In layman’s terms, you the citizen place your tax paid savings on deposit with an Irish bank and receive 0%, your kids, neighbours borrow to finance their homes at 3.99%.  The Vultures borrow at levels at least 50% lower in international markets. Who do you think will own the property?

Any idiot can now see that the combination of factors outlined above will make it more and more difficult for ordinary tax payers to purchase a home while they can afford to service the rents on those homes. 

Now putting aside the stress and the fear of the future that this lack of security is having on our citizens, the current system will also contribute to a rise in wage demands as workers need to fund ever increasing rents.  The country and our economy will become uncompetitive as rents rise and that will have consequences for us all.

It is possible to solve this challenge by focusing on how we fund and finance the development of residential homes but it will take different characters than those currently charged with the responsibility. As the Liveline caller said, they have no intelligence.  She was not insulting, merely stating that they do not have the skills or experience to address the problem; intelligence is the ability to acquire and apply knowledge and skills.

I would not underestimate the numbers that are affected in our small society. I can identify at least 550,000+ citizens in this position. This position of fearing for their future. They range across those that rent in the private sector to those with unsustainable restructured mortgages, most held by the overseas vultures plus the many young people trying unsuccessfully to get on that ladder.   

There is a more sinister reason why we might not want to define and solve the real problem of property ownership.  The more fair the system is, the less profit exists for existing property owners.  There is an enormous conflict of interest right across the spectrum of those charged with this significant societal challenge.  We all need to ask ourselves, can we give up the enormous paper wealth that comes over time by owning our homes. Or at the very least, can we share it?

There is a solution, we just need to look in the right place.

Ben Hoey

Filed Under: Uncategorized

Ireland; a recent financial history of pillage of the peasants

September 2, 2021 By ben Leave a Comment

Ireland is being mugged over and over again due to our lack of understanding of how capitalism works.  Capitalism is about efficiency of finance and capital is attracted to the most efficient processes; capital chases yield.  We, the Irish, seem to be happy to let our children, our future feed that capital. 

For centuries Irish people were slaves to the land and to feudalism.  The British, in various forms, over the centuries controlled our greatest asset, the land. Their weapon was their military presence.

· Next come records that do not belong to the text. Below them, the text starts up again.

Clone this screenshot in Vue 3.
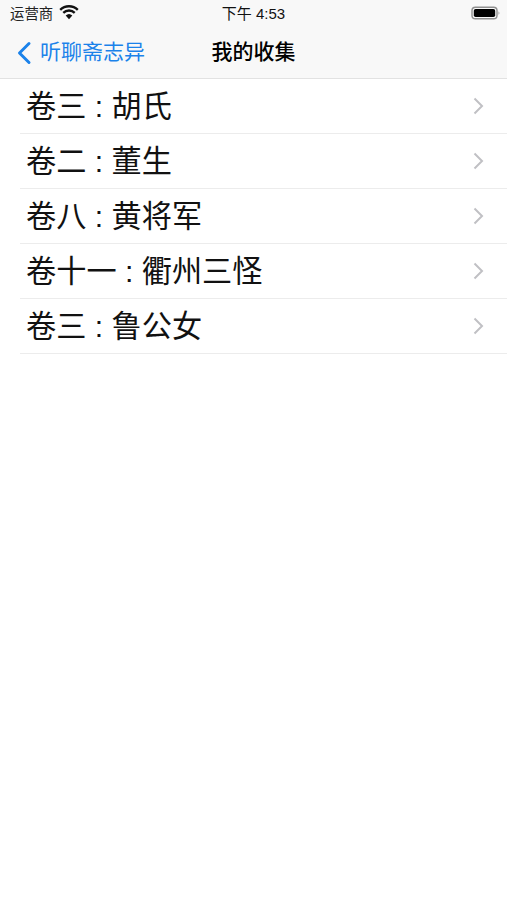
<script setup>
const items = [
  '卷三 : 胡氏',
  '卷二 : 董生',
  '卷八 : 黄将军',
  '卷十一 : 衢州三怪',
  '卷三 : 鲁公女',
]
</script>

<template>
  <div class="page">
    <header class="top">
      <div class="status">
        <div class="status-left">
          <span class="carrier">运营商</span>
          <svg class="wifi" width="20" height="15" viewBox="0 0 20 15">
            <path d="M10 14.2 L6.7 10.6 A4.8 4.8 0 0 1 13.3 10.6 Z" fill="#111" />
            <path d="M4.3 7.9 A8 8 0 0 1 15.7 7.9" fill="none" stroke="#111" stroke-width="2.3" />
            <path d="M1.2 4.9 A12.4 12.4 0 0 1 18.8 4.9" fill="none" stroke="#111" stroke-width="2.3" />
          </svg>
        </div>
        <span class="time">下午 4:53</span>
        <svg class="battery" width="30" height="14" viewBox="0 0 30 14">
          <rect x="1" y="1.2" width="25" height="11.6" rx="3.4" fill="none" stroke="#8f8f8f" stroke-width="1.4" />
          <rect x="2.8" y="3" width="21.4" height="8" rx="1.8" fill="#000" />
          <path d="M27.5 5.2 Q29.4 7 27.5 8.8 Z" fill="#9a9a9a" />
        </svg>
      </div>
      <nav class="nav">
        <div class="back">
          <svg width="16" height="24" viewBox="0 0 16 24">
            <path d="M13 2.5 L3.5 12 L13 21.5" fill="none" stroke="#1b82ea" stroke-width="3" stroke-linecap="round" stroke-linejoin="round" />
          </svg>
          <span class="back-text">听聊斋志异</span>
        </div>
        <div class="title">我的收集</div>
      </nav>
    </header>
    <ul class="list">
      <li v-for="(item, i) in items" :key="i" class="row">
        <span class="name">{{ item }}</span>
        <svg class="chevron" width="11" height="18" viewBox="0 0 11 18">
          <path d="M1.5 1.5 L9 9 L1.5 16.5" fill="none" stroke="#c0c0c4" stroke-width="2" />
        </svg>
      </li>
    </ul>
  </div>
</template>

<style>
html, body { margin: 0; background: #fff; }
</style>

<style scoped>
.page { width: 507px; height: 900px; overflow: hidden; background: #fff; font-family: "Liberation Sans", "Noto Sans CJK SC", sans-serif; color: #000; }
.top { background: #f8f8f8; border-bottom: 1px solid #e2e2e2; height: 79px; box-sizing: border-box; }
.status { display: flex; align-items: center; justify-content: space-between; height: 27px; padding: 0 6px 0 10px; position: relative; }
.status-left { display: flex; align-items: center; gap: 6px; }
.carrier { font-size: 14.4px; color: #222; padding-bottom: 3px; }
.wifi { margin-top: -3px; }
.time { font-size: 15px; color: #111; position: absolute; left: 0; right: 0; top: 2px; text-align: center; }
.battery { position: relative; top: -1px; }
.nav { display: flex; align-items: center; height: 51px; position: relative; padding-left: 16px; }
.back { display: flex; align-items: center; gap: 8px; color: #1b82ea; font-size: 21px; }
.back-text { padding-bottom: 5px; }
.title { position: absolute; left: 0; right: 0; top: 8px; text-align: center; font-size: 21px; font-weight: 500; }
.list { list-style: none; margin: 0; padding: 0 0 0 20px; }
.row { display: flex; align-items: center; justify-content: space-between; height: 55px; box-sizing: border-box; border-bottom: 1px solid #ececec; padding: 0 23px 0 6px; }
.name { font-size: 30.2px; color: #111; padding-bottom: 4px; }
.chevron { flex-shrink: 0; }
</style>
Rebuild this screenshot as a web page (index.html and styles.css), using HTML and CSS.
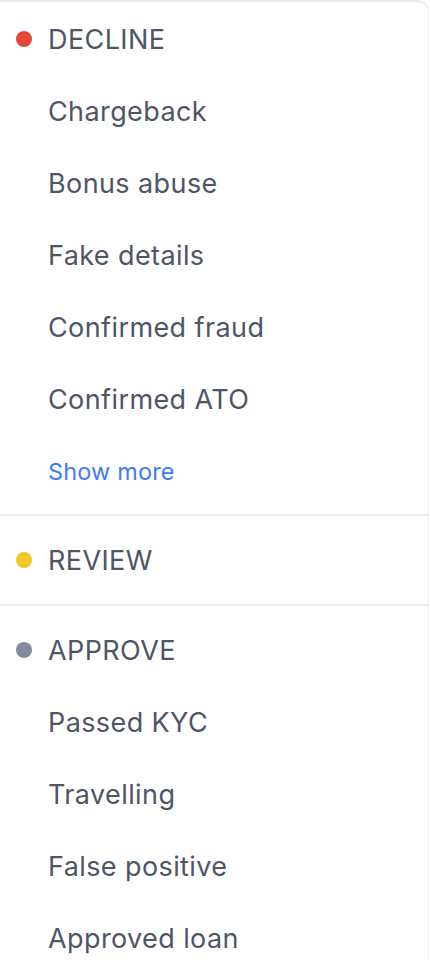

That all changed in 1922 and we became independent in many ways but did we really gain our financial independence as the country struggled financially up to the 1990s.  The writer migrated to the UK in the 80s like many; my personal tax rate on a low wage was in the 70% bracket and unemployment high, opportunities low.

Then the noughties came, EU membership was kicking in, the Euro was delivering cheap money and we had the first modern day financial invasion.

They arrived from England, Scotland, Denmark, The Netherlands and Belgium. They portrayed themselves as bringing financial competitiveness to the Irish consumer.  They propagated “Interest Only” loans and hired locals to bring them market share. What was their main weapon; cheap finance.  They lashed it out, ignoring consumer codes, code of practices, regulatory guidelines and all good standard banking practices.  They rewarded their local management, our fellow countrymen, with vast financial incentives; anything to grow their balance sheets. 

The previous invasions were funded by military strength; this invasion was funded by easy cheap money and we could not get enough of it.

There is a comparison here to the international crash of 2007/2008 that was caused by fraud as the originators of suspect subprime mortgages in the US passed the risk to foreign investors and pension funds and the supply chain widened and accountability and sight of risk disappeared.  In Ireland the local employees of major banking corporations handed out Interest Only, Self Cert and loans past retirement dates, with no thought or question as to how they would be repaid.  Unfortunately, due to commercial pressure, the local banks followed suit and joined in this “misconduct” in order to save their market share.

These latter invaders lost their cheap money in 2008 and have since slowly departed these shores with the last leaving in 2021.

Now arrives the next invader and their weapon of choice; cheap money. We call them vultures.  We wonder why they can buy everything and our kids can afford nothing.  We wonder why all our building resources (i.e. builders) focus their output to meet the vultures’ desires; it’s simple, guaranteed sales of their output. 

My kids borrow off the bank at 3.9%; the vulture borrowers at 1.2%.  It does not take a genius to work out who can pay the most for the assets. Ask the question:-

“How come my kids can’t afford to buy a home yet they can afford to fund the rent on that very home”

What makes it worse is that the vultures borrow their senior money at ridiculously low rates from the very same banks that we place our deposits at – for zero or less.

The Central Bank has capped borrowing levels for Irish consumers (I hear you applaud) yet allowed others to participate in the housing market with no caps or restrictions.  Their objective was to cap or limit house price growth, however, if you just cap one participant class in a market, all you do is allow the others to arbitrage the situation and f*** over the restricted party.  

We have turned our housing market into a commodities market, a tradeable market with little regulation except over one investor type, our children.  I suspect we like this as it drives prices up and we, the existing home owners feel good and confident about things.  However, we have to realise there are three serious long-term effects of this policy of homes classed as investments:

  1. Investors need to drive higher rents, higher prices and these will feed through into our productivity as a country, making us less competitive;
  2. If you have a modest house and two or more children, then significant house price inflation makes your family unit less wealthy, do the math;
  3. Lack of home ownership disconnects people from their community with all the ensuing social problems, both physical and mental.

Is this the country we want for our children?